We'll look at what SVMs are and how they work, and train a one-class SVM model to predict whether network accesses are attacks or not. On our way there we'll need to select relevant features and normalize the data. Finally we'll look at how to export the trained model to use it in a production system.
Unsupervised machine learning is machine learning without labelled data (where data hasn't been labelled beforehand to say what it is -- in our case, whether a network access is an attack or not). Most programmers are familiar, at least in some way, with supervised ML. This is where a model is trained (learns) from labelled data and then uses that model to make predictions or give some other output. In unsupervised learning the model is trained without labels, and a trained model picks novel or anomalous observations from a dataset based on one or more measures of similarity to "normal" data.
Unsupervised machine learning can be useful in information security problems because a) we don't always have accurately labelled data, and b) we want to be able to identify novel (or anomalous) observations in data without having necessarily seen an example of that behaviour in the past.
Support vector machines
Support vector machines (SVMs) are a type of learning model used for classification and regression analysis.
In an SVM data points are represented as points in space in such a way that points from different categories are separated by a plane. You can think of this like a line through data points that separates data of different classes.
Image courtesy https://commons.wikimedia.org/wiki/User:Zirguezi
New data are mapped into the same space and their location relative to the plane is used to predict which categories each point belongs, with the plane being referred to as the decision boundary (i.e. determining to which class the data belongs). In the case where the decision boundary needs to be non-linear (i.e. where classes cannot be separated by a straight line), SVMs also have the ability to project space through a non-linear function, lifting the data to a space with a higher dimension where a linear decision boundary does separate classes.
SVM projection through polynomial function, from https://www.youtube.com/watch?v=3liCbRZPrZA
We won't delve into any more detail about the inner workings of SVMs, but you can find out more in this great introduction by Roemer Vlasveld.

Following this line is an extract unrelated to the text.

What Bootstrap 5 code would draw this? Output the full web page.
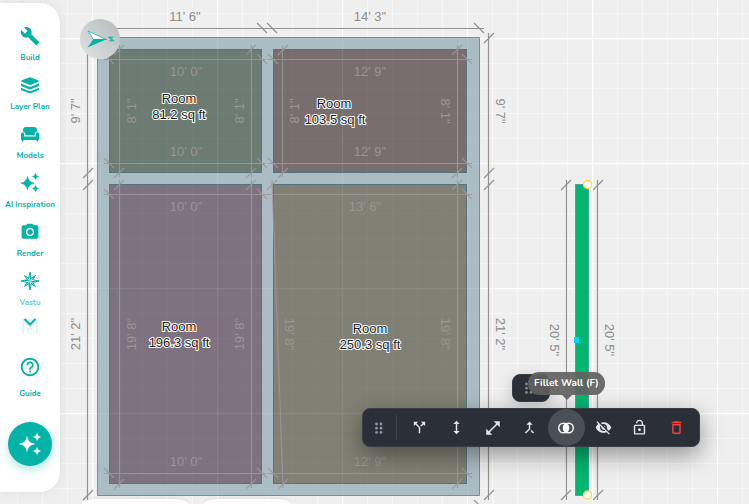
<!DOCTYPE html>
<html lang="en">
<head>
<meta charset="utf-8">
<meta name="viewport" content="width=device-width, initial-scale=1">
<title>Floor plan editor</title>
<link href="https://cdn.jsdelivr.net/npm/bootstrap@5.3.0/dist/css/bootstrap.min.css" rel="stylesheet">
<style>
  :root { --teal: #03b3a7; --ink: #2b3038; }
  body { font-family: Nunito, Lato, sans-serif; background: #efefef; }
  svg { display: block; }
  .plan text { font-family: "Liberation Sans", Arial, sans-serif; font-size: 13px; text-anchor: middle; }
  .outer-dims { stroke: #929292; stroke-width: 1.2; fill: none; }
  .outer-text { fill: #8c8c8c; }
  .inner-dims { stroke: #9b9898; stroke-opacity: .85; stroke-width: 1.2; fill: none; }
  .inner-text { fill: #989696; }
  .room-name { fill: #1c1c1c; stroke: #fff; stroke-width: 2px; paint-order: stroke; stroke-linejoin: round; }
  .side-panel { top: 3px; bottom: 12px; width: 60px; background: #fff; border-radius: 0 20px 20px 0; box-shadow: 0 0 12px rgba(0,0,0,.08); padding-top: 22px; }
  .side-scroll { height: 312px; overflow: hidden; }
  .side-link { height: 49px; color: var(--teal); font-size: 8px; line-height: 12px; font-weight: 700; white-space: nowrap; }
  .side-link svg { margin-bottom: 5px; }
  .faint { opacity: .65; }
  .fade-end { opacity: .15; }
  .more-btn { top: 308px; color: var(--teal); }
  .guide-link { height: 50px; margin-top: 19px; }
  .guide-link svg { margin-bottom: 10px; }
  .magic-btn { width: 44px; height: 44px; background: var(--teal); box-shadow: 0 4px 10px rgba(3,179,167,.3); margin-top: 16px; }
  .tool-shell { background: var(--ink); border: 1px solid #3a3f46; border-radius: 8px; }
  .edit-bar { left: 362px; top: 408px; width: 338px; height: 39px; padding: 0 4px; box-shadow: 0 8px 24px rgba(0,0,0,.4); color: #e6e6e6; }
  .grip { width: 24px; }
  .rule { width: 1px; height: 25px; background: #42474e; margin: 0 4px 0 5px; }
  .tool { height: 37px; color: inherit; flex: 1 1 0; min-width: 0; }
  .tool.current { background: #4b5056; color: #fff; }
  .mini-bar { left: 512px; top: 374px; width: 38px; height: 28px; box-shadow: 0 4px 16px rgba(0,0,0,.2); }
  .hint { left: 528px; top: 372px; width: 77px; text-align: center; height: 23px; border-radius: 11px; background: rgba(97,97,97,.92); color: #fff; font-size: 10px; line-height: 23px; font-weight: 700; white-space: nowrap; }
  .hint::after { content: ""; position: absolute; left: 50%; top: 100%; margin-left: -5px; border: 5px solid transparent; border-top-color: rgba(97,97,97,.92); border-bottom: 0; }
  .tabs-low { left: 82px; bottom: 0; height: 5px; gap: 16px; }
  .tab-low { background: #fff; border-radius: 14px 14px 0 0 / 5px 5px 0 0; width: 106px; box-shadow: 0 0 4px rgba(0,0,0,.1); }
  .tab-low + .tab-low { width: 87px; }
</style>
<script src="https://cdn.jsdelivr.net/npm/bootstrap@5.3.0/dist/js/bootstrap.bundle.min.js"></script>
</head>
<body class="position-relative vh-100 overflow-hidden">

<main class="position-absolute top-0 start-0 w-100 h-100">
<svg class="plan w-100 h-100" role="img" aria-label="Floor plan">
  <defs>
    <pattern id="fine" x="17" y="13" width="25" height="25" patternUnits="userSpaceOnUse"><path d="M.5 0V25M0 .5H25" stroke="#fff" stroke-opacity=".45"/></pattern>
    <pattern id="coarse" x="92" y="38" width="125" height="125" patternUnits="userSpaceOnUse"><path d="M.5 0V125M0 .5H125" stroke="#fff" stroke-width="1.4"/></pattern>
    <linearGradient id="disc" x1="0" x2="1" y1="1" y2="0"><stop stop-color="#e0e3e4"/><stop offset="1" stop-color="#b4babd"/></linearGradient>
    <path id="sl" d="M-5 5L5 -5"/><path id="bs" d="M-5 -5L5 5"/>
  </defs>
  <rect width="100%" height="100%" fill="#efefef"/>
  <rect width="100%" height="100%" fill="url(#fine)"/>
  <rect width="100%" height="100%" fill="url(#coarse)"/>

  <path d="M97.500 37.500H479.500V495.500H97.500Z" fill="#aabdc4" stroke="#6f909c"/>
  <g stroke="#56747e">
    <rect x="109.500" y="49.500" width="152" height="123" fill="#6c7b73"/>
    <rect x="273.500" y="49.500" width="193" height="123" fill="#796e6e"/>
    <rect x="109.500" y="184.500" width="152" height="299" fill="#7e7280"/>
    <rect x="273.500" y="184.500" width="193" height="299" fill="#818074"/>
  </g>
  <rect x="97" y="37" width="383" height="459" fill="url(#fine)" opacity=".05"/>
  <rect x="97" y="37" width="383" height="459" fill="url(#coarse)" opacity=".06"/>

  <g class="inner-dims">
    <path d="M104 59.500H266M104 163.500H266M119.500 45V177M251.500 45V177"/>
    <path d="M268 59.500H472M268 163.500H472M282.500 45V177M457.500 45V177"/>
    <path d="M104 194.500H266M104 473.500H266M119.500 180V488M251.500 180V488"/>
    <path d="M261 194.500H472M268 473.500H472M457.500 180V488M272 180L283 488"/>
    <use href="#bs" x="109" y="59"/><use href="#bs" x="262" y="59"/><use href="#bs" x="273" y="59"/><use href="#bs" x="467" y="59"/>
    <use href="#bs" x="109" y="163"/><use href="#bs" x="262" y="163"/><use href="#bs" x="273" y="163"/><use href="#bs" x="467" y="163"/>
    <use href="#bs" x="109" y="194"/><use href="#bs" x="262" y="194"/><use href="#bs" x="467" y="194"/>
    <use href="#bs" x="109" y="473"/><use href="#bs" x="262" y="473"/><use href="#bs" x="273" y="473"/><use href="#bs" x="467" y="473"/>
    <use href="#sl" x="119" y="50"/><use href="#sl" x="251" y="50"/><use href="#sl" x="283" y="50"/><use href="#sl" x="457" y="50"/>
    <use href="#sl" x="119" y="173"/><use href="#sl" x="251" y="173"/><use href="#sl" x="283" y="173"/><use href="#sl" x="457" y="173"/>
    <use href="#sl" x="119" y="185"/><use href="#sl" x="251" y="185"/><use href="#sl" x="272" y="185"/><use href="#sl" x="457" y="185"/>
    <use href="#sl" x="119" y="484"/><use href="#sl" x="251" y="484"/><use href="#sl" x="283" y="484"/><use href="#sl" x="457" y="484"/>
  </g>
  <g class="outer-dims">
    <path d="M93 28.500H484M87.500 45V500M488.500 33V500"/>
    <use href="#bs" x="262" y="28"/><use href="#bs" x="272" y="28"/><use href="#bs" x="479" y="28"/>
    <use href="#sl" x="88" y="173"/><use href="#sl" x="88" y="185"/><use href="#sl" x="88" y="495"/>
    <use href="#sl" x="489" y="38"/><use href="#sl" x="489" y="173"/><use href="#sl" x="489" y="185"/><use href="#sl" x="489" y="495"/>
    <path d="M474 500L484 510"/>
    <path d="M566.500 180V500M597.500 180V500"/>
    <use href="#sl" x="566" y="185"/><use href="#sl" x="598" y="185"/><use href="#sl" x="566" y="495"/><use href="#sl" x="598" y="495"/>
  </g>
  <rect x="575.500" y="184.500" width="13" height="311" fill="#00b671" stroke="#3b8f8c" stroke-opacity=".7"/>
  <rect x="574" y="337" width="5" height="6" fill="#00d5ff"/>
  <g fill="#fff" stroke="#ffd54a" stroke-width="1.300"><circle cx="587.500" cy="184.500" r="4"/><circle cx="587.500" cy="495" r="4"/></g>

  <g class="outer-text">
    <text x="185" y="21">11' 6"</text><text x="370" y="21">14' 3"</text>
    <text transform="translate(80 111) rotate(-90)">9' 7"</text><text transform="translate(80 334) rotate(-90)">21' 2"</text>
    <text transform="translate(496 111) rotate(90)">9' 7"</text><text transform="translate(496 334) rotate(90)">21' 2"</text>
    <text transform="translate(550 340) rotate(90)">20' 5"</text><text transform="translate(605 340) rotate(90)">20' 5"</text>
  </g>
  <g class="inner-text">
    <text x="186" y="76">10' 0"</text><text x="186" y="156">10' 0"</text><text x="370" y="76">12' 9"</text><text x="370" y="156">12' 9"</text>
    <text x="186" y="211">10' 0"</text><text x="365" y="211">13' 6"</text><text x="186" y="466">10' 0"</text><text x="370" y="466">12' 9"</text>
    <text transform="translate(136 111) rotate(-90)">8' 1"</text><text transform="translate(244 111) rotate(-90)">8' 1"</text>
    <text transform="translate(299 111) rotate(-90)">8' 1"</text><text transform="translate(441 111) rotate(90)">8' 1"</text>
    <text transform="translate(136 334) rotate(-90)">19' 8"</text><text transform="translate(244 334) rotate(-90)">19' 8"</text>
    <text transform="translate(285 334) rotate(90)">19' 8"</text><text transform="translate(441 334) rotate(90)">19' 8"</text>
  </g>
  <g class="room-name">
    <text x="179" y="103">Room</text><text x="179" y="119">81.2 sq ft</text>
    <text x="334" y="108">Room</text><text x="335" y="124">103.5 sq ft</text>
    <text x="179" y="331">Room</text><text x="179" y="347">196.3 sq ft</text>
    <text x="370" y="333">Room</text><text x="370" y="349">250.3 sq ft</text>
  </g>
  <circle cx="100" cy="39" r="20" fill="url(#disc)"/>
  <path d="M88 31L106.500 39.500H93.500Z" fill="#fff" stroke="#03b3a7" stroke-width=".8"/>
  <path d="M87.500 47.500L107 39H93.500Z" fill="#03b3a7"/>
  <path d="M109.500 37V41L113 37V41" fill="none" stroke="#03b3a7" stroke-width="1.200" transform="rotate(90 111.250 39)"/>
</svg>
</main>

<div class="tabs-low position-absolute d-flex"><div class="tab-low"></div><div class="tab-low"></div></div>

<nav class="side-panel position-absolute start-0 d-flex flex-column align-items-center" aria-label="Tools">
  <div class="side-scroll">
    <a href="#" class="side-link d-flex flex-column align-items-center text-decoration-none"><svg width="20" height="22" viewBox="0 0 24 24" fill="currentColor"><path d="M22.700 19l-9.100-9.100c.9-2.300.4-5-1.500-6.900-2-2-5-2.400-7.400-1.300L9 6 6 9 1.600 4.700C.4 7.100.9 10.100 2.900 12.100c1.900 1.900 4.600 2.400 6.900 1.500l9.100 9.100c.4.4 1 .4 1.400 0l2.300-2.300c.5-.4.5-1.100.1-1.400z"/></svg>Build</a>
    <a href="#" class="side-link d-flex flex-column align-items-center text-decoration-none"><svg width="22" height="22" viewBox="0 0 22 22" fill="currentColor"><path d="M10.200 3.400Q11 3 11.800 3.400L19.200 6.200Q20.600 7 19.200 7.800L12.500 10.600Q11 11.200 9.500 10.600L2.800 7.800Q1.400 7 2.800 6.200Z"/><path d="M2 9.500L9.300 12.500Q11 13.200 12.700 12.500L20 9.500V11.500Q20 12 19.300 12.300L12.500 15Q11 15.600 9.500 15L2.700 12.300Q2 12 2 11.500Z"/><path d="M2 13.800L9.300 16.800Q11 17.500 12.700 16.800L20 13.800V15.500Q20 16 19.300 16.300L12.500 19Q11 19.600 9.500 19L2.700 16.300Q2 16 2 15.500Z"/></svg>Layer Plan</a>
    <a href="#" class="side-link d-flex flex-column align-items-center text-decoration-none"><svg width="22" height="22" viewBox="0 0 22 22" fill="currentColor"><path d="M4 8.500V7q0-3 3-3h8q3 0 3 3v1.500q-2 .3-2.300 2.500v1.200H6.300V11Q6 8.800 4 8.500Z"/><path d="M2 11q0-1.700 1.500-1.700T5.200 11v2.400H16.800V11q0-1.700 1.600-1.700T20 11v6h-1v1.500h-1.500V17h-13v1.500H3V17H2Z"/></svg>Models</a>
    <a href="#" class="side-link d-flex flex-column align-items-center text-decoration-none"><svg width="22" height="22" viewBox="0 0 22 22" fill="currentColor"><path d="M8.500 4.500Q9.500 10 15 11.200 9.500 12.300 8.500 17.800 7.400 12.300 2 11.200 7.400 10 8.500 4.500ZM16.500 1.500Q17 4 19.500 4.500 17 5 16.500 7.500 16 5 13.500 4.500 16 4 16.500 1.500ZM16.500 13.500Q17 16 19.500 16.500 17 17 16.500 19.500 16 17 13.500 16.500 16 16 16.500 13.500Z" stroke="currentColor" stroke-width=".6"/></svg>AI Inspiration</a>
    <a href="#" class="side-link d-flex flex-column align-items-center text-decoration-none"><svg width="20" height="22" viewBox="0 0 24 24" fill="currentColor"><path fill-rule="evenodd" d="M9 2L7.200 4H4c-1.100 0-2 .9-2 2v12c0 1.100.9 2 2 2h16c1.100 0 2-.9 2-2V6c0-1.100-.9-2-2-2h-3.200L15 2H9zm3 15a5 5 0 1 1 0-10 5 5 0 0 1 0 10z"/><circle cx="12" cy="12" r="3.200"/></svg>Render</a>
    <a href="#" class="side-link d-flex flex-column align-items-center text-decoration-none"><svg width="22" height="22" viewBox="0 0 22 22"><path d="M11 2L12.300 8.300 16.500 5.500 13.700 9.700 20 11 13.700 12.300 16.500 16.500 12.300 13.700 11 20 9.700 13.700 5.500 16.500 8.300 12.300 2 11 8.300 9.700 5.500 5.500 9.700 8.300Z" fill="#fff" stroke="currentColor"/><path d="M11 2V11L12.300 8.300ZM20 11H11L13.700 12.300ZM11 20V11L9.700 13.700ZM2 11H11L8.300 9.700ZM16.500 5.500L11 11L13.700 9.700ZM16.500 16.500L11 11L12.300 13.700ZM5.500 16.500L11 11L8.300 12.300ZM5.500 5.500L11 11L9.700 8.300Z" fill="currentColor"/></svg><span class="faint">Vastu</span></a>
    <a href="#" class="fade-end side-link d-flex flex-column align-items-center text-decoration-none" aria-label="More"><svg width="20" height="22" viewBox="0 0 20 22" fill="none" stroke="currentColor" stroke-width="1.500"><path d="M3 15V1H17V15M6 4L10 8 14 4M8 14V10H12V12"/></svg></a>
  </div>
  <button type="button" class="more-btn position-absolute btn p-0 border-0" aria-label="Scroll down"><svg width="14" height="22" viewBox="0 0 14 22" fill="none" stroke="currentColor" stroke-width="2"><path d="M1.500 8L7 13.500 12.500 8"/></svg></button>
  <a href="#" class="side-link guide-link d-flex flex-column align-items-center text-decoration-none"><svg width="22" height="22" viewBox="0 0 24 24" fill="currentColor"><path d="M11 18h2v-2h-2v2zm1-16C6.480 2 2 6.480 2 12s4.480 10 10 10 10-4.480 10-10S17.520 2 12 2zm0 18c-4.410 0-8-3.590-8-8s3.590-8 8-8 8 3.590 8 8-3.590 8-8 8zm0-14c-2.210 0-4 1.790-4 4h2c0-1.100.9-2 2-2s2 .9 2 2c0 2-3 1.750-3 5h2c0-2.250 3-2.500 3-5 0-2.210-1.790-4-4-4z"/></svg>Guide</a>
  <button type="button" class="magic-btn btn rounded-circle p-0 border-0 d-flex align-items-center justify-content-center text-white" aria-label="AI assistant"><svg width="24" height="24" viewBox="0 0 24 24" fill="currentColor"><path d="M9 4.500Q10 11 16.500 12 10 13 9 19.500 8 13 1.500 12 8 11 9 4.500ZM19 1.500Q19.500 4.500 22.500 5 19.500 5.500 19 8.500 18.500 5.500 15.500 5 18.500 4.500 19 1.500ZM19 15.500Q19.500 18.500 22.500 19 19.500 19.500 19 22.500 18.500 19.500 15.500 19 18.500 18.500 19 15.500Z" stroke="currentColor" stroke-width=".5"/></svg></button>
</nav>

<div class="tool-shell mini-bar position-absolute d-flex align-items-center justify-content-center">
  <svg width="10" height="14" viewBox="0 0 10 14" fill="#85888c" class="me-1"><circle cx="2.500" cy="3" r="1.400"/><circle cx="7" cy="3" r="1.400"/><circle cx="2.500" cy="7.200" r="1.400"/><circle cx="7" cy="7.200" r="1.400"/><circle cx="2.500" cy="11.400" r="1.400"/><circle cx="7" cy="11.400" r="1.400"/></svg>
</div>

<div class="tool-shell edit-bar position-absolute d-flex align-items-center" role="toolbar" aria-label="Wall tools">
  <div class="grip d-flex justify-content-center"><svg width="10" height="14" viewBox="0 0 10 14" fill="#93969a"><circle cx="2.500" cy="3" r="1.400"/><circle cx="7" cy="3" r="1.400"/><circle cx="2.500" cy="7.200" r="1.400"/><circle cx="7" cy="7.200" r="1.400"/><circle cx="2.500" cy="11.400" r="1.400"/><circle cx="7" cy="11.400" r="1.400"/></svg></div>
  <div class="rule"></div>
  <button type="button" class="tool btn p-0 border-0 d-flex align-items-center justify-content-center" aria-label="Split wall"><svg width="17" height="17" viewBox="0 0 24 24" fill="currentColor"><path d="M14 4l2.290 2.290-2.880 2.880 1.420 1.420 2.880-2.880L20 10V4zm-4 0H4v6l2.290-2.290 4.710 4.700V20h2v-8.410l-5.290-5.300z"/></svg></button>
  <button type="button" class="tool btn p-0 border-0 d-flex align-items-center justify-content-center" aria-label="Height"><svg width="17" height="17" viewBox="0 0 24 24" fill="currentColor"><path d="M13 7h3.500L12 2.500 7.500 7H11v10H7.500L12 21.500l4.500-4.500H13z"/></svg></button>
  <button type="button" class="tool btn p-0 border-0 d-flex align-items-center justify-content-center" aria-label="Resize"><svg width="18" height="18" viewBox="0 0 24 24" fill="currentColor"><path d="M21 11V3h-8l3.290 3.290-10 10L3 13v8h8l-3.290-3.290 10-10z"/></svg></button>
  <button type="button" class="tool btn p-0 border-0 d-flex align-items-center justify-content-center" aria-label="Merge walls"><svg width="17" height="17" viewBox="0 0 24 24" fill="currentColor"><path d="M17 20.410L18.410 19 15 15.590 13.590 17 17 20.410zM7.500 8H11v5.590L5.590 19 7 20.410l6-6V8h3.500L12 3.500 7.500 8z"/></svg></button>
  <button type="button" class="tool current rounded-circle btn p-0 border-0 d-flex align-items-center justify-content-center" aria-label="Fillet wall"><svg width="18" height="14" viewBox="0 0 18 14"><path d="M9 2.200a5.200 5.200 0 0 1 0 9.600a5.200 5.200 0 0 1 0-9.600Z" fill="currentColor"/><g fill="none" stroke="currentColor" stroke-width="1.400"><circle cx="6.500" cy="7" r="4.800"/><circle cx="11.500" cy="7" r="4.800"/></g></svg></button>
  <button type="button" class="tool btn p-0 border-0 d-flex align-items-center justify-content-center" aria-label="Hide"><svg width="17" height="17" viewBox="0 0 24 24" fill="currentColor"><path d="M12 7c2.760 0 5 2.240 5 5 0 .65-.13 1.260-.36 1.830l2.920 2.920c1.510-1.260 2.700-2.890 3.430-4.750-1.730-4.390-6-7.500-11-7.500-1.400 0-2.740.25-3.980.7l2.160 2.160C10.740 7.130 11.350 7 12 7zM2 4.270l2.280 2.280.46.46C3.080 8.300 1.780 10.020 1 12c1.730 4.390 6 7.500 11 7.500 1.550 0 3.030-.3 4.380-.84l.42.42L19.730 22 21 20.730 3.270 3 2 4.270zM7.530 9.800l1.550 1.550c-.05.21-.08.43-.08.65 0 1.660 1.340 3 3 3 .22 0 .44-.03.65-.08l1.550 1.550c-.67.33-1.410.53-2.200.53-2.760 0-5-2.240-5-5 0-.79.2-1.530.53-2.200zm4.310-.78l3.150 3.150.02-.16c0-1.660-1.340-3-3-3l-.17.01z"/></svg></button>
  <button type="button" class="tool btn p-0 border-0 d-flex align-items-center justify-content-center" aria-label="Unlock"><svg width="17" height="17" viewBox="0 0 24 24" fill="currentColor"><path d="M12 17c1.100 0 2-.9 2-2s-.9-2-2-2-2 .9-2 2 .9 2 2 2zm6-9h-1V6c0-2.760-2.240-5-5-5S7 3.240 7 6h1.900c0-1.710 1.390-3.100 3.100-3.100s3.100 1.390 3.100 3.100v2H6c-1.100 0-2 .9-2 2v10c0 1.100.9 2 2 2h12c1.100 0 2-.9 2-2V10c0-1.100-.9-2-2-2zm0 12H6V10h12v10z"/></svg></button>
  <button type="button" class="tool btn p-0 border-0 d-flex align-items-center justify-content-center" aria-label="Delete"><svg width="17" height="17" viewBox="0 0 24 24" fill="#f8403c"><path d="M16 9v10H8V9h8m-1.500-6h-5l-1 1H5v2h14V4h-3.500l-1-1zM18 7H6v12c0 1.100.9 2 2 2h8c1.100 0 2-.9 2-2V7z"/></svg></button>
</div>
<div class="hint position-absolute" role="tooltip">Fillet Wall (F)</div>
</body>
</html>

One-class SVMs are a special case of support vector machine. First, data is modelled and the algorithm is trained. Then when new data are encountered their position relative to the "normal" data (or inliers) from training can be used to determine whether it is "out of class" or not - in other words, whether it is unusual or not. Because they can be trained with unlabelled data they are an example of unsupervised machine learning.
A practical example
In a previous article, "An Exploratory Data Science Workspace on the Mac" we installed some Python packages and the Jupyter Notebook program. If you missed that and you want to follow along you might want to do that first.
In this example we're going to work with HTTP access data from an open dataset from the KDD Cup '99, which consists of millions of network accesses containing multiple different types of attacks (alongside normal accesses) from a simulated military network. You can get the dataset here. We're using the 10 percent set containing a little under half a million datapoints and 3 (of 41) features (columns) that are relevant for HTTP requests.
If you want to follow along, create a new notebook in Jupyter now so you can begin coding!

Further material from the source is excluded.